--- START OF DATA LISTING ---

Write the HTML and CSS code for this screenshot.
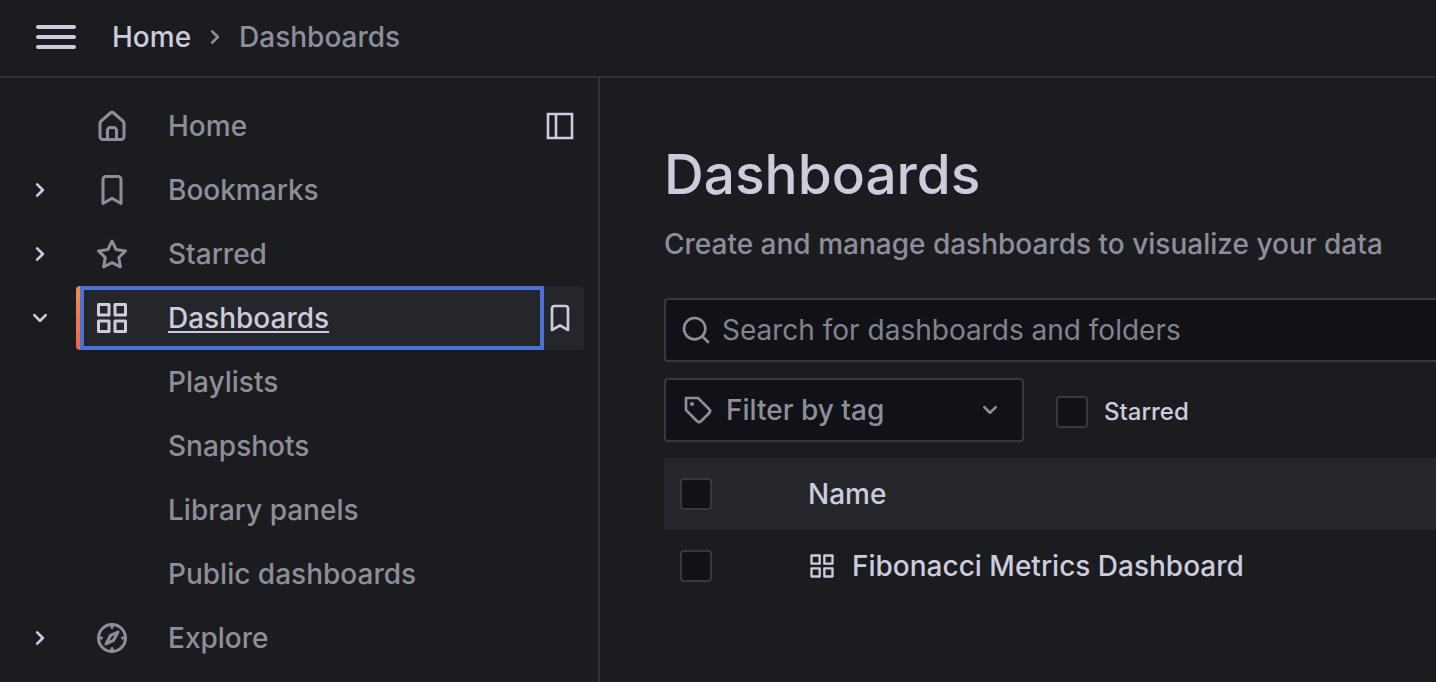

--- END OF DATA LISTING ---
--- START OF DATA LISTING ---

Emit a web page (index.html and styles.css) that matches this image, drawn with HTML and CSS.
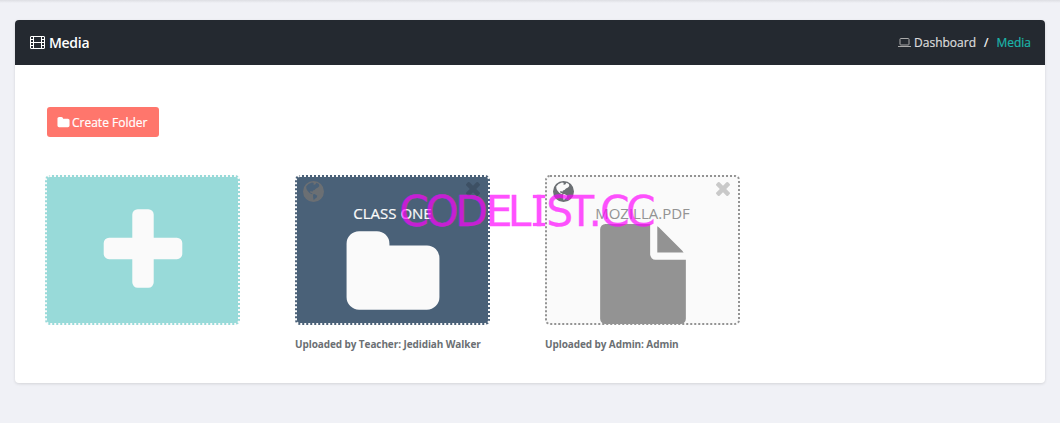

--- END OF DATA LISTING ---
--- START OF DATA LISTING ---

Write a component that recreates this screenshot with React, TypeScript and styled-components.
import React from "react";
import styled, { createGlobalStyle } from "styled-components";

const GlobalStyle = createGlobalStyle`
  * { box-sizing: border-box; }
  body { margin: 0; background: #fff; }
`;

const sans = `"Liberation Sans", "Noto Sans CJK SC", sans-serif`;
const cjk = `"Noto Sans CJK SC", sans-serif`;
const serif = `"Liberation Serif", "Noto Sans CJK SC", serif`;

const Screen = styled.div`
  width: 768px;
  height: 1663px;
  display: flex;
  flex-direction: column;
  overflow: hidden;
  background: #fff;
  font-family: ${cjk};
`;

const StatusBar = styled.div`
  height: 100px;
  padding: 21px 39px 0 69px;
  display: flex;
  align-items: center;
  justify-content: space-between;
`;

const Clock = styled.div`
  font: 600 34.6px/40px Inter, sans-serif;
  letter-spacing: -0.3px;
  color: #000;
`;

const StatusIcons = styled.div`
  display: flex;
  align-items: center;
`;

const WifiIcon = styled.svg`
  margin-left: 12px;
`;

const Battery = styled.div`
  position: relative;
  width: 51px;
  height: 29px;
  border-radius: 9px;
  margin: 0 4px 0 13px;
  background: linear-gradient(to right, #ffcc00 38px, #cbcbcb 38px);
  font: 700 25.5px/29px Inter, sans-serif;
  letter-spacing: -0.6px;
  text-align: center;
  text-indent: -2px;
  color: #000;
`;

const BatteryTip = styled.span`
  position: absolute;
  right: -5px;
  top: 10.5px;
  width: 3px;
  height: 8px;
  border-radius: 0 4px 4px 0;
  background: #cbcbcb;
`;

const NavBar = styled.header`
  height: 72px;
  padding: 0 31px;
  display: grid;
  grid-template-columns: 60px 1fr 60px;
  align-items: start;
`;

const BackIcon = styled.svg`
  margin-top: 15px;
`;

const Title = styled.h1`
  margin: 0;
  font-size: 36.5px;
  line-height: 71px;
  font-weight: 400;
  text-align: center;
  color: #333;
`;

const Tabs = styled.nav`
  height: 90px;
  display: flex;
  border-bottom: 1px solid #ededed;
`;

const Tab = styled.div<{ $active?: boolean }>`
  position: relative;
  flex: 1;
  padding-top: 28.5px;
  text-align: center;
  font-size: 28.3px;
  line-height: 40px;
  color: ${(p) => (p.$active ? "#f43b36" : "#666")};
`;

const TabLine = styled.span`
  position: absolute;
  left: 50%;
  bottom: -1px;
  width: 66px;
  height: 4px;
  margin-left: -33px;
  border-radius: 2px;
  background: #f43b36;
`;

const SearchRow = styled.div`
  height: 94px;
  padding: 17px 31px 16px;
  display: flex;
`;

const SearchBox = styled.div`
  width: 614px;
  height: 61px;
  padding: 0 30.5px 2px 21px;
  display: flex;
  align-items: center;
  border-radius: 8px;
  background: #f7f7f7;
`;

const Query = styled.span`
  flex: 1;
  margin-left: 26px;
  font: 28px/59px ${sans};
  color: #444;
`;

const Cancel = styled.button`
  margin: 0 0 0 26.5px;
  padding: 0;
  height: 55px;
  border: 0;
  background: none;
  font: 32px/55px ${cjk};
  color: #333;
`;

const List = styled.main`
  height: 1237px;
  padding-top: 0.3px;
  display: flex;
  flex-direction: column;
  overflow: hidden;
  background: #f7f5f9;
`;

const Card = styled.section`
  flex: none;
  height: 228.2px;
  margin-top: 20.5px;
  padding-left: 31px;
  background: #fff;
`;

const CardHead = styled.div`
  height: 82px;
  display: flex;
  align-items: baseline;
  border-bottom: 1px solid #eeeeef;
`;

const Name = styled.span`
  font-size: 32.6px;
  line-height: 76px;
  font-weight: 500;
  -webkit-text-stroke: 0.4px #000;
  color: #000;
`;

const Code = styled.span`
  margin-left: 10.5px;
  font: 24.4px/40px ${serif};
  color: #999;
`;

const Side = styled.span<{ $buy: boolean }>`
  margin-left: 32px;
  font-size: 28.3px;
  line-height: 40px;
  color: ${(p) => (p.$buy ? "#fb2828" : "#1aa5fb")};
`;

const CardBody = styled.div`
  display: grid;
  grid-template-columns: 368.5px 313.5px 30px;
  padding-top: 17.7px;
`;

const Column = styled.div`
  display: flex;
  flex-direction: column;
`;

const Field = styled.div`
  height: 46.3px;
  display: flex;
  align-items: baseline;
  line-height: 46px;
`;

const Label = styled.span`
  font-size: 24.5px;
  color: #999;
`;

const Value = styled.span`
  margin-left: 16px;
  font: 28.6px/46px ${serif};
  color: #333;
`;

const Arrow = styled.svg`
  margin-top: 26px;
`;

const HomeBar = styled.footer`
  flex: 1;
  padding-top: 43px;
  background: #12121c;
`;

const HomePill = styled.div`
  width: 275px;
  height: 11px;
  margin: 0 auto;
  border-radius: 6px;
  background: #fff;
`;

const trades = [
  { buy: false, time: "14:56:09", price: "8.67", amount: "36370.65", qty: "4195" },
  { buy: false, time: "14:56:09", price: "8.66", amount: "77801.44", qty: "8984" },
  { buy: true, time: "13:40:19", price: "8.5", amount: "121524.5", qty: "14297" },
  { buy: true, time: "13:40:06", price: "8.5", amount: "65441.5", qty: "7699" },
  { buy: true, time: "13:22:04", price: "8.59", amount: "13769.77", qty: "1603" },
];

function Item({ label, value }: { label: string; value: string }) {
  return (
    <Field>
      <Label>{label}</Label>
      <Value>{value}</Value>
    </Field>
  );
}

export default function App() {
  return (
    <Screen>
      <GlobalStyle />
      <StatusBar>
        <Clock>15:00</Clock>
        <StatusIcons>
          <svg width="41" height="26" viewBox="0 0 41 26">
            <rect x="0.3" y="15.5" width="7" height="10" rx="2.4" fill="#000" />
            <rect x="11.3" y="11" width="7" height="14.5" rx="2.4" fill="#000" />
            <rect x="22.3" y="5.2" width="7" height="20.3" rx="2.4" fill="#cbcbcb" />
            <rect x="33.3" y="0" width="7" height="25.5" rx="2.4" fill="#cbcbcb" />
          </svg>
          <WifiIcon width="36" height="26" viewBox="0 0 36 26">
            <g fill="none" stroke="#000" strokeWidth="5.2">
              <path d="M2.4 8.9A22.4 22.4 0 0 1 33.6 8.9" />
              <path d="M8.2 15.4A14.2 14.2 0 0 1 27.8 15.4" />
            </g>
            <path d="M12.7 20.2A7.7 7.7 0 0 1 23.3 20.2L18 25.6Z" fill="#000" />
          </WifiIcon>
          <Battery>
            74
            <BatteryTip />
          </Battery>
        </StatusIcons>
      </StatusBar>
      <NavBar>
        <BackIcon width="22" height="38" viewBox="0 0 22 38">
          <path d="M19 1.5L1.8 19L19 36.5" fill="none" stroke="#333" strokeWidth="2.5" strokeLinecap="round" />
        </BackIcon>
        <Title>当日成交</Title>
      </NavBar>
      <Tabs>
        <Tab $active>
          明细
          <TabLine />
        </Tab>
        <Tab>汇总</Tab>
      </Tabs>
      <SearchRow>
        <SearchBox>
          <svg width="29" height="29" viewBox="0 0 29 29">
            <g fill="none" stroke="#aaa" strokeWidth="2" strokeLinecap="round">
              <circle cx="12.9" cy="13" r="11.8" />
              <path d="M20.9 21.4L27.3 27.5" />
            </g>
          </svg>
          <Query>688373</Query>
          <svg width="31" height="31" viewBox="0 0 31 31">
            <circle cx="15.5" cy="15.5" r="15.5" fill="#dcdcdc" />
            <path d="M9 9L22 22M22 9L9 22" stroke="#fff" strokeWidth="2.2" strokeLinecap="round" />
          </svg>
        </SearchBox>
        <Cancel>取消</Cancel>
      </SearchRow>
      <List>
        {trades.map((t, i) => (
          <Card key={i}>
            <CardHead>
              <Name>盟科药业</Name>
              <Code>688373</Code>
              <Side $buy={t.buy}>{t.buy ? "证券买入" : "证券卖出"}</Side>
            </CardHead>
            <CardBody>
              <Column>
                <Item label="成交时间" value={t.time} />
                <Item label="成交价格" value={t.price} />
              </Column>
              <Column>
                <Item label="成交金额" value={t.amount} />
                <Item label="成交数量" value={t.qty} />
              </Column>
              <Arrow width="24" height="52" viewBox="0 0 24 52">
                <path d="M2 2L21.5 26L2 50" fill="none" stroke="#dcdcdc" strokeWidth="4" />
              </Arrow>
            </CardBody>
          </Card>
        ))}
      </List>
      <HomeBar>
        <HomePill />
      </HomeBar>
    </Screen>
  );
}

--- END OF DATA LISTING ---

TASK DESCRIPTION
Identify each line holding the string "components", and copy it out.

CORRECT OUTPUT
Write a component that recreates this screenshot with React, TypeScript and styled-components.
import styled, { createGlobalStyle } from "styled-components";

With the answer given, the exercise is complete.